A.E.S :  On a lancé avec la Banque mondiale des discussions pour la scalabilité du programme de formation/embauche dans le digital. Et comme mentionné ci-dessus, il y’a la création du hub digital ‘’D4SD’’, qui ambitionne de bâtir une gouvernance numérique adaptée aux enjeux actuels tout en favorisant l’émergence d’une nouvelle génération de leaders numériques, particulièrement parmi les jeunes et les femmes. D’ailleurs, le lancement officiel du Morocco D4SD Hub est prévu pour septembre 2025, à l’occasion de la 80e session de l’Assemblée Générale des Nations Unies à New York, en présence de partenaires stratégiques et institutionnels. On cite également les JAZARI Institutes, initiés par le MTNRA, qui viendront élargir le champ de la co-construction de solutions digitales de pointe. Le but est de mettre la science et la créativité au service de tous les écosystèmes du digital, afin de faire émerger des solutions concrètes, durables et adaptées aux besoins des citoyens et des entreprises. Nous avons également lancé le programme national ‘’ AI Master Junior’’, adressé aux jeunes de 8-14 ans. Le but étant de promouvoir l’accessibilité au savoir numérique et à l’intelligence artificielle, en permettant aux jeunes de se familiariser avec les outils technologiques et les concepts de l’IA dès leur plus jeune âge. Dans un premier temps, nous allons former 200 000 enfants de la Fédération Royale Marocaine de Football, avec l’ambition de le généraliser à tous les enfants du Maroc.
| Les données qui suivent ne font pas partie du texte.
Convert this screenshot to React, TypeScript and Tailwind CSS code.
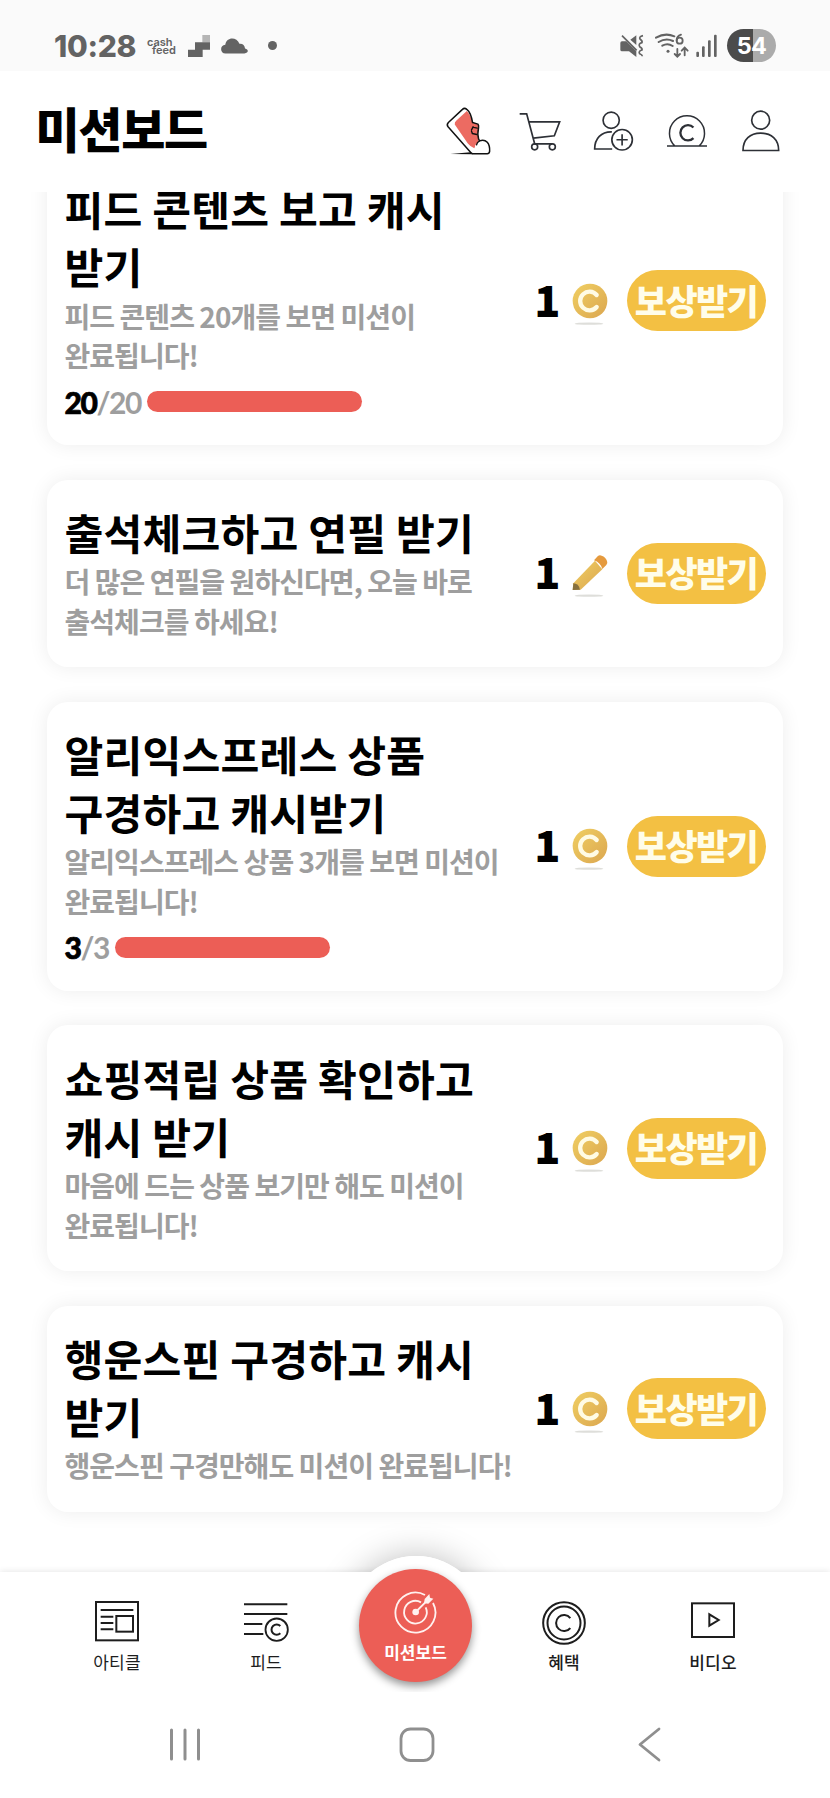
import type { ReactNode } from "react";

type Mission = {
  title: string[];
  desc: string[];
  reward: "coin" | "pencil";
  done?: number;
  total?: number;
};

const missions: Mission[] = [
  {
    title: ["피드 콘텐츠 보고 캐시", "받기"],
    desc: ["피드 콘텐츠 20개를 보면 미션이", "완료됩니다!"],
    reward: "coin",
    done: 20,
    total: 20,
  },
  {
    title: ["출석체크하고 연필 받기"],
    desc: ["더 많은 연필을 원하신다면, 오늘 바로", "출석체크를 하세요!"],
    reward: "pencil",
  },
  {
    title: ["알리익스프레스 상품", "구경하고 캐시받기"],
    desc: ["알리익스프레스 상품 3개를 보면 미션이", "완료됩니다!"],
    reward: "coin",
    done: 3,
    total: 3,
  },
  {
    title: ["쇼핑적립 상품 확인하고", "캐시 받기"],
    desc: ["마음에 드는 상품 보기만 해도 미션이", "완료됩니다!"],
    reward: "coin",
  },
  {
    title: ["행운스핀 구경하고 캐시", "받기"],
    desc: ["행운스핀 구경만해도 미션이 완료됩니다!"],
    reward: "coin",
  },
];

function StatusBar() {
  return (
    <div className="flex h-[71px] shrink-0 items-center bg-[#fafafa] pt-[20px] pr-[54px] pl-[54px] text-[#636363]">
      <span className="w-[82px] font-[Inter] text-[30px] leading-none font-extrabold tracking-[-0.3px]">10:28</span>
      <span className="ml-[11px] flex w-[32px] flex-col font-[Inter] text-[11px] leading-[8px] font-semibold">
        <span>cash</span>
        <span className="pl-[5px]">feed</span>
      </span>
      <svg className="ml-[9px] h-[22px] w-[22px]" viewBox="564 104 66 66" fill="#636363">
        <path d="M607 104h23v22h-23z" fill="#b5b5b5" />
        <path d="M585 126h45v22h-22v22h-44v-22h21z" />
      </svg>
      <svg className="ml-[11px] h-[16px] w-[27px]" viewBox="663 110 82 47" fill="#636363">
        <path d="M677 156c-18 0-18-25-1-26 3-25 35-26 43-3 10-1 16 5 17 14 11 2 12 15-2 15z" />
      </svg>
      <span className="ml-[20px] h-[9px] w-[9px] rounded-full bg-[#636363]" />
      <div className="ml-auto flex items-center">
        <svg className="h-[24px] w-[24px]" viewBox="614 99 72 72" fill="#636363" stroke="none">
          <path d="M615 126q0-5 5-5h13l30 30v17l-22-17h-21q-5 0-5-5z" />
          <path d="M645 116l18-13v29z" />
          <path d="M620 104l44 44" stroke="#636363" strokeWidth="5" />
          <path d="M683 104q-13 3-9 10 8 6 6 11-12 3-7 12 9 5 7 10-12 4-7 11 8 3 8 8" fill="none" stroke="#636363" strokeWidth="5" />
        </svg>
        <svg className="ml-[11px] h-[25px] w-[34px]" viewBox="718 98 102 75" fill="none" stroke="#636363" strokeWidth="6" strokeLinecap="round">
          <path d="M721 112q28-16 55-4M729 125q22-14 43-3M740 136q16-9 31 1" />
          <circle cx="757" cy="153" r="4.5" fill="#636363" stroke="none" />
          <path d="M796 103q-13 4-13 17" strokeWidth="5.5" />
          <circle cx="792" cy="121" r="9" strokeWidth="5.5" />
          <path d="M785 146v23m-8-8 8 8 8-8M807 165v-23m-9 9 9-9 9 9" strokeWidth="5.5" />
        </svg>
        <svg className="ml-[7px] h-[24px] w-[21px]" viewBox="841 99 63 72" fill="#636363">
          <rect x="842" y="152" width="8" height="16" rx="3" />
          <rect x="859" y="136" width="8" height="32" rx="3" />
          <rect x="877" y="118" width="8" height="50" rx="3" />
          <rect x="895" y="101" width="8" height="67" rx="3" />
        </svg>
        <span className="ml-[10px] flex h-[33px] w-[49px] items-center justify-center rounded-full bg-[linear-gradient(90deg,#4b4b4b_53%,#ababab_53%)] font-[Inter] text-[23.5px] leading-none font-bold tracking-[-0.8px] text-white">
          54
        </span>
      </div>
    </div>
  );
}

function Header() {
  return (
    <header className="relative z-10 flex h-[121px] shrink-0 items-center bg-white pl-[35.5px]">
      <h1 className="w-[409.5px] pb-[10px] text-[48px] leading-none font-black tracking-[-1.3px]">미션보드</h1>
      <svg className="h-[57px] w-[47px]" viewBox="90 310 140 170" fill="none" stroke="#111" strokeWidth="4.500" strokeLinejoin="round" strokeLinecap="round">
        <path d="M119 374q-1-7 5-12l31-28q12 12 17 35l18 6q-4 18-2 31l2 20-10 10q-1 11-4 8-10-3-18-13z" fill="#ec6b62" stroke="none" />
        <path d="M168 459l-69-78q-5-7 1-13l42-39q6-6 13 0 12 9 17 39l16 5q3 3 2 10-4 20 0 34l3 6q14-5 23 4 8 9 7 27-1 7-7 7h-45z" />
        <path d="M193 423q-8 4-9 12M172 382l14 3M169 390l5-9M171 401l14 3M169 394l3 8" strokeWidth="4" />
        <path d="M106 462l60-5 6 6z" fill="#111" stroke="none" />
      </svg>
      <svg className="ml-[25px] h-[57px] w-[45px]" viewBox="305 310 135 170" fill="none" stroke="#2d3036" strokeWidth="5">
        <path d="M313 342h21l24 90h53M341 366h92l-16 42-63 7" />
        <circle cx="358" cy="441" r="9" />
        <circle cx="411" cy="441" r="9" />
      </svg>
      <svg className="ml-[30px] h-[57px] w-[43px]" viewBox="530 310 130 170" fill="none" stroke="#2d3036" strokeWidth="5">
        <circle cx="588" cy="361" r="24.5" />
        <path d="M590 396c-32-1-52 20-52 52h53" />
        <circle cx="621" cy="420" r="31" />
        <path d="M621 403v34M604 420h34" />
      </svg>
      <svg className="ml-[30px] h-[57px] w-[43px]" viewBox="750 310 130 170" fill="none" stroke="#2d3036" strokeWidth="4.500">
        <path d="M756 439h121M780 439a53 53 0 1 1 73 0" />
        <path d="M836 383a23 23 0 1 0 0 32" strokeWidth="7" />
      </svg>
      <svg className="ml-[33px] h-[57px] w-[40px]" viewBox="978 310 120 170" fill="none" stroke="#2d3036" strokeWidth="5">
        <circle cx="1037" cy="361" r="27" />
        <path d="M984 452c0-33 21-52 53-52s54 19 54 52z" />
      </svg>
    </header>
  );
}

function RewardIcon({ kind }: { kind: "coin" | "pencil" }) {
  return (
    <svg className="h-[46px] w-[38px] shrink-0" viewBox="214 124 114 138">
      <defs>
        <linearGradient id="gold" x1="0" y1="0" x2="1" y2="1">
          <stop offset="0" stopColor="#f0cf62" />
          <stop offset="1" stopColor="#dba650" />
        </linearGradient>
      </defs>
      {kind === "coin" ? (
        <>
          <circle cx="271" cy="184" r="52" fill="url(#gold)" />
          <path d="M291 166a28 28 0 1 0 0 36" fill="none" stroke="#fffbe4" strokeWidth="13" strokeLinecap="round" />
        </>
      ) : (
        <>
          <path d="M221 215l65-68 22 26-65 61-24 1z" fill="url(#gold)" />
          <path d="M283 146l11-12q5-5 12-2 12 4 16 16 3 7-2 12l-12 12q-6-20-25-26z" fill="#e59a3e" />
          <path d="M221 215q16 0 20 19l-22 1z" fill="#87703d" />
        </>
      )}
      <ellipse cx="268" cy="252" rx="43" ry="3.500" fill="#dededa" />
    </svg>
  );
}

function MissionCard({ m }: { m: Mission }) {
  return (
    <section className="flex shrink-0 items-center rounded-[21px] bg-white py-[25.2px] pr-[17.5px] pl-[18px] shadow-[0_0_20px_rgba(0,0,0,0.075)]">
      <div className="flex-1">
        <h2 className="relative -top-[2px] text-[42.2px] leading-[58.3px] font-bold tracking-[0.18px] whitespace-nowrap">
          {m.title.map((t) => (
            <span key={t} className="block">{t}</span>
          ))}
        </h2>
        <p className="relative -top-[1px] text-[28px] leading-[39.3px] font-bold tracking-[-0.95px] whitespace-nowrap text-[#9e9e9e]">
          {m.desc.map((t) => (
            <span key={t} className="block">{t}</span>
          ))}
        </p>
        {m.total !== undefined && (
          <div className="flex h-[43.5px] items-center pt-[7px]">
            <span className="font-[Lato] text-[30px] leading-none font-bold tracking-[-1.4px] text-[#9e9e9e]">
              <b className="text-black [-webkit-text-stroke:0.7px_black]">{m.done}</b>/{m.total}
            </span>
            <span className="ml-[6px] h-[21px] w-[215px] rounded-full bg-[#ec5e56]" />
          </div>
        )}
      </div>
      <span className="pb-[5px] text-[43px] leading-none font-black">1</span>
      <div className="mr-[18px] ml-[10px] pt-[6px]">
        <RewardIcon kind={m.reward} />
      </div>
      <button className="flex h-[61px] w-[139px] items-center justify-center rounded-full bg-[#f3c043] pb-[3px] text-[35px] leading-none font-black tracking-[-1.6px] whitespace-nowrap text-[#fffdea]">
        보상받기
      </button>
    </section>
  );
}

function Tab({ label, bold, children }: { label: string; bold?: boolean; children: ReactNode }) {
  return (
    <div className="flex w-[149px] flex-col items-center pt-[27px] text-[#1d1d1d]">
      {children}
      <span className={bold ? "mt-[8px] text-[17px] leading-[20px] font-medium tracking-[0.2px]" : "mt-[8px] text-[17px] leading-[20px] font-normal tracking-[0.2px]"}>{label}</span>
    </div>
  );
}

function TabBar() {
  return (
    <nav className="relative h-[120px] shrink-0">
      <span className="absolute -top-[16px] left-[345px] h-[142px] w-[142px] rounded-full shadow-[0_0_34px_rgba(0,0,0,0.26)]" />
      <div className="relative h-full bg-white pt-px shadow-[0_-1px_6px_rgba(0,0,0,0.09)]">
        <div className="flex justify-center">
          <Tab label="아티클">
            <svg className="h-[44px] w-[46px]" viewBox="283 180 138 132" fill="none" stroke="#1d1d1d" strokeWidth="6">
              <rect x="289" y="186" width="126" height="115" />
              <path d="M303 210h98M303 230h38M303 249h38M303 268h38" />
              <rect x="350" y="228" width="50" height="47" />
            </svg>
          </Tab>
          <Tab label="피드">
            <svg className="h-[44px] w-[46px]" viewBox="731 180 138 132" fill="none" stroke="#1d1d1d" strokeWidth="6">
              <path d="M734 193h130M734 222h130M734 252h55M734 282h58" />
              <circle cx="832" cy="269" r="33.5" strokeWidth="5.500" />
              <path d="M843 258a15.500 15.500 0 1 0 0 22" />
            </svg>
          </Tab>
          <div className="w-[149px]" />
          <Tab label="혜택" bold>
            <svg className="h-[44px] w-[46px] overflow-visible" viewBox="380 180 138 132" fill="none" stroke="#1d1d1d" strokeWidth="6">
              <circle cx="449" cy="249" r="62.5" />
              <circle cx="449" cy="249" r="49.500" />
              <path d="M468 234a24 24 0 1 0 0 30" />
            </svg>
          </Tab>
          <Tab label="비디오" bold>
            <svg className="h-[44px] w-[46px]" viewBox="825 180 138 132" fill="none" stroke="#1d1d1d" strokeWidth="6">
              <rect x="831" y="190" width="126" height="101" />
              <path d="M883 223v34l28-17z" />
            </svg>
          </Tab>
        </div>
      </div>
      <span className="absolute -top-[16px] left-[345px] h-[142px] w-[142px] rounded-full bg-white" />
      <div className="absolute -top-[3px] left-[359px] flex h-[113px] w-[113px] flex-col items-center rounded-full bg-[#ec5e56] pt-[21px] text-white shadow-[0_4px_9px_rgba(0,0,0,0.42)]">
        <svg className="h-[44px] w-[44px]" viewBox="132 120 132 132" fill="none" stroke="#fff1ef" strokeWidth="5.500">
          <path d="M225 135a60 60 0 1 0 24 24" />
          <path d="M213 157a34 34 0 1 0 14 15" />
          <circle cx="197" cy="186" r="10" fill="#fff1ef" stroke="none" />
          <path d="M197 186l38-38" />
          <path d="M222 160l2-13 14-15 2 11 10 3-15 15z" fill="#fff1ef" stroke="none" />
        </svg>
        <span className="mt-[8px] text-[17px] leading-[20px] font-bold">미션보드</span>
      </div>
    </nav>
  );
}

function SystemNav() {
  return (
    <div className="relative grid h-[106px] shrink-0 grid-cols-[232px_232px_232px] place-content-center place-items-center bg-white pl-[3px] *:h-[36px] *:w-[36px]">
      <svg viewBox="0 0 36 36" stroke="#8f8f8f" strokeWidth="3" strokeLinecap="round">
        <path d="M4.500 3v29M18 3v29M31.500 3v29" />
      </svg>
      <svg viewBox="0 0 36 36" fill="none" stroke="#8f8f8f" strokeWidth="2.800">
        <rect x="2" y="2" width="32" height="31.500" rx="9.500" />
      </svg>
      <svg viewBox="0 0 36 36" fill="none" stroke="#8f8f8f" strokeWidth="2.800" strokeLinecap="round" strokeLinejoin="round">
        <path d="M28 2L9 17.500 28 33" />
      </svg>
    </div>
  );
}

export default function App() {
  return (
    <div className="flex h-[1798px] w-[830px] flex-col overflow-hidden bg-white font-['Noto_Sans_CJK_KR',sans-serif] text-black">
      <StatusBar />
      <Header />
      <main className="min-h-0 flex-1 overflow-hidden">
        <div className="-mt-[36px] flex flex-col gap-[34.700px] pr-[47px] pl-[46.500px]">
          {missions.map((m) => (
            <MissionCard key={m.title[0]} m={m} />
          ))}
        </div>
      </main>
      <TabBar />
      <SystemNav />
    </div>
  );
}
Cette dynamique se traduit également par des résultats concrets dans la simplification des démarches. Le ministère de l’Education nationale, avec l’appui de notre département, a mis en œuvre un dispositif inédit : la candidature libre au baccalauréat, 100 % dématérialisée, sans document physique ni déplacement. Plus de 200 000 citoyens ont pu s’inscrire cette année grâce à l’identité numérique sécurisée fournie par la DGSN. 

Enfin, un travail très important est en cours pour rendre possible l’interopérabilité entre services et administrations dans le cadre d’une digitalisation de confiance. Nous avons lancé une série de conclaves dédiés à l’’étude des exigences réglementaires, en vue de proposer une réglementation de l’administration digitale. Sont impliqués dans ces conclaves tous les protagonistes de la transformation digitale et la réforme de l’administration.